= Gando Convention =

1909 treaty between Japan and China

The 1909 Gando Convention was a treaty signed between Imperial Japan and Qing China in which Japan recognized China's claims to Jiandao, called Gando in Korean, and Mount Paektu, and in return Japan received railroad concessions in Northeast China ("Manchuria"). After the Surrender of Japan, Gando Convention was de jure nullified. While China (then still divided between the Nationalist and Communist factions) took control of Manchuria and the northwestern half of Mt. Paektu, the Korean government north of the 38th Parallel (the present-day government of the DPRK or North Korea) took control of the southeastern half of Mt. Paektu in addition to taking control of the Korean Peninsula north of the 38th Parallel.

Gando/Jiandao is a historical border region along the north bank of the Tumen River in Jilin Province, Northeast China that has a high population of ethnic Koreans.

Many Koreans maintain a claim on Gando for they regard the Gando Convention treaty null and void, and because the area is still largely inhabited by Koreans.

== Background ==
Jiandao, or Gando in Korean, is today part of Northeastern China.
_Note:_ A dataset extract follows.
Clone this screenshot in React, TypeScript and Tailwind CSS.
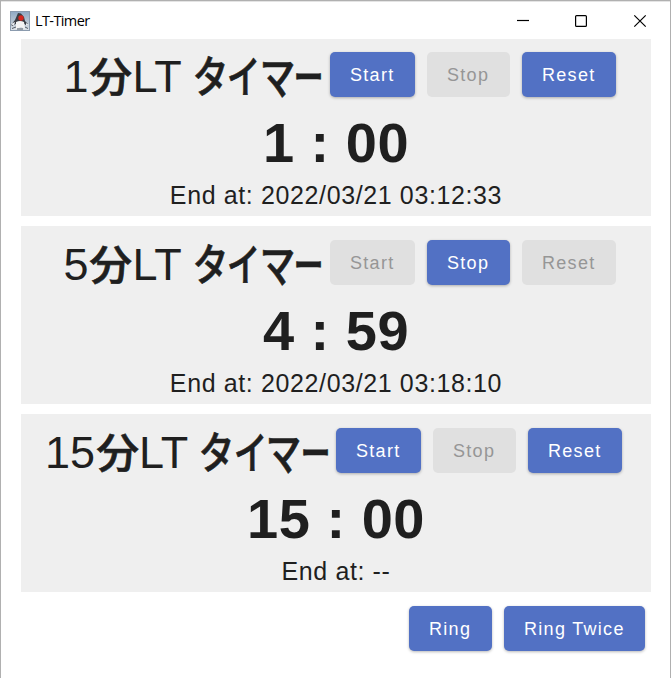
import React from "react";

type Glyph = { ch: string; box: string; shape: string };

const KANJI: Glyph = { ch: "分", box: "w-[44px]", shape: "-translate-y-[2px] scale-x-[0.95] scale-y-[0.92]" };

const KANA: Glyph[] = [
  { ch: "タ", box: "w-[34px]", shape: "-translate-y-[2.5px] scale-x-[0.8] scale-y-[0.98]" },
  { ch: "イ", box: "w-[33px]", shape: "-translate-y-[2.5px] scale-x-[0.75] scale-y-[0.98]" },
  { ch: "マ", box: "w-[34px]", shape: "-translate-y-[2.5px] scale-x-[0.79] scale-y-[1.02]" },
  { ch: "ー", box: "w-[29px]", shape: "-translate-y-[2.5px] scale-x-[0.67]" },
];

function Wide({ g }: { g: Glyph }) {
  return (
    <span className={`flex shrink-0 justify-center font-['Noto_Sans_CJK_JP',sans-serif] font-medium [-webkit-text-stroke:0.7px_#1f1f1f] ${g.box}`}>
      <span className={`block shrink-0 ${g.shape}`}>{g.ch}</span>
    </span>
  );
}

function Button({ label, width, disabled = false }: { label: string; width: string; disabled?: boolean }) {
  return (
    <button
      disabled={disabled}
      className={`h-[45px] shrink-0 rounded-[5px] pt-px pl-[20px] text-left text-[18px] leading-[44px] tracking-[1.3px] whitespace-nowrap ${width} ${
        disabled ? "bg-[#e0e0e0] text-[#969696]" : "bg-[#5271c4] text-white shadow-[0_1px_3px_rgba(0,0,0,0.28)]"
      }`}
    >
      {label}
    </button>
  );
}

type TimerProps = { minutes: string; time: string; end: string; running?: boolean; card: string; title: string };

function Timer({ minutes, time, end, running = false, card, title }: TimerProps) {
  return (
    <section className={`flex flex-col bg-[#efefef] ${card}`}>
      <div className="flex h-[45px] shrink-0">
        <h1 className={`flex shrink-0 pt-[2px] text-[45px] leading-[45px] whitespace-pre ${title}`}>
          <span>{minutes}</span>
          <Wide g={KANJI} />
          <span>{"LT "}</span>
          {KANA.map((g) => (
            <Wide key={g.ch} g={g} />
          ))}
        </h1>
        <div className="flex gap-3">
          <Button label="Start" width="w-[85px]" disabled={running} />
          <Button label="Stop" width="w-[83px]" disabled={!running} />
          <Button label="Reset" width="w-[94px]" disabled={running} />
        </div>
      </div>
      <p className="mt-4 h-[59px] shrink-0 text-center text-[56px] leading-[59px] font-bold tracking-[0.5px] whitespace-pre">{time}</p>
      <p className="h-[44px] text-center text-[25px] leading-[46px] tracking-[0.62px] whitespace-pre">{end}</p>
    </section>
  );
}

function AppIcon() {
  return (
    <svg width="20" height="20" viewBox="0 0 20 20">
      <defs>
        <linearGradient id="tile" x1="0" y1="0" x2="0" y2="1">
          <stop offset="0" stopColor="#8fa9c4" />
          <stop offset="0.5" stopColor="#b4c2d0" />
          <stop offset="1" stopColor="#dde3ea" />
        </linearGradient>
      </defs>
      <rect x="0.5" y="0.5" width="19" height="19" fill="url(#tile)" stroke="#8b9bae" />
      <path d="M8 2L11 2.5L14 6L15 10L18 13L17 15L13 12L7 12L3 15L1 14L5 9Z" fill="#3a3d44" />
      <path d="M6 11Q10 9 14 11L15 18L11 16L6 18Z" fill="#f4f4f4" />
      <path d="M1 13L5 11L4 15ZM16 12L19 14L16 15Z" fill="#e9eef3" />
      <circle cx="11" cy="7" r="2.7" fill="#d5271f" />
      <path d="M2 17.5L6 16M15 16L18 17.5M7 18H13" stroke="#555c65" />
    </svg>
  );
}

export default function App() {
  return (
    <div className="flex h-[678px] w-[671px] flex-col overflow-hidden border-x border-t border-[#b0b0b0] bg-white font-['Liberation_Sans',Arial,sans-serif] text-[#1f1f1f]">
      <header className="flex h-[38px] shrink-0 items-center border-t border-[#e4e4e4] pl-[9px] text-black">
        <AppIcon />
        <span className="ml-[5px] font-['Open_Sans',sans-serif] text-[14.5px] tracking-[-0.6px]">LT-Timer</span>
        <svg className="ml-auto" width="154" height="36" viewBox="516 2 154 36" fill="none" stroke="black" strokeWidth="1.2">
          <path d="M517 19.5H529" />
          <rect x="575.6" y="14.6" width="10.8" height="10.8" rx="1" />
          <path d="M634.3 14.3L645.7 25.7M645.7 14.3L634.3 25.7" />
        </svg>
      </header>
      <main className="flex w-[650px] flex-col gap-[10px] pl-5">
        <Timer minutes="1" time="1 : 00" end="End at: 2022/03/21 03:12:33" card="h-[177px] pt-[13px]" title="ml-[42.5px] w-[266.5px]" />
        <Timer minutes="5" time="4 : 59" end="End at: 2022/03/21 03:18:10" running card="h-[178px] pt-[14px]" title="ml-[42.5px] w-[266.5px]" />
        <Timer minutes="15" time="15 : 00" end="End at: --" card="h-[178px] pt-[14px]" title="ml-[24px] w-[291px]" />
      </main>
      <footer className="mt-[14px] flex justify-end gap-3 pr-[25px]">
        <Button label="Ring" width="w-[83px]" />
        <Button label="Ring Twice" width="w-[141px]" />
      </footer>
    </div>
  );
}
Many different states and tribes succeeded one another in ruling the area during ancient times, including Korean states Buyeo, Goguryeo, and Balhae, followed later by the Khitans and the Jurchen Jin Dynasty.

Traditionally, the area was inhabited by nomadic tribes from the north and west, as well as Koreans and Chinese fleeing unrest, famine, or other sociopolitical conditions in their home countries. Eventually, it and much of the rest of Manchuria came under the control of the Manchus and later the Qing Dynasty. Gando itself, as it shared a border with Korea, was a particularly high-frequency destination for Koreans fleeing worsening conditions in the late Joseon dynasty after the early 1800s.

By the middle and the end of the 19th century, Koreans formed a majority of the population living in Gando, and when the Qing opened up Manchuria to Han Chinese migration in the 1870s and Gando in 1881, the large number of Korean already living there raised a boundary dispute issue that had been negotiated in 1712. An ambiguity in the characters used, was subject to some speculation, which was used by the Koreans living in Gando to claim that they were still on Korean soil.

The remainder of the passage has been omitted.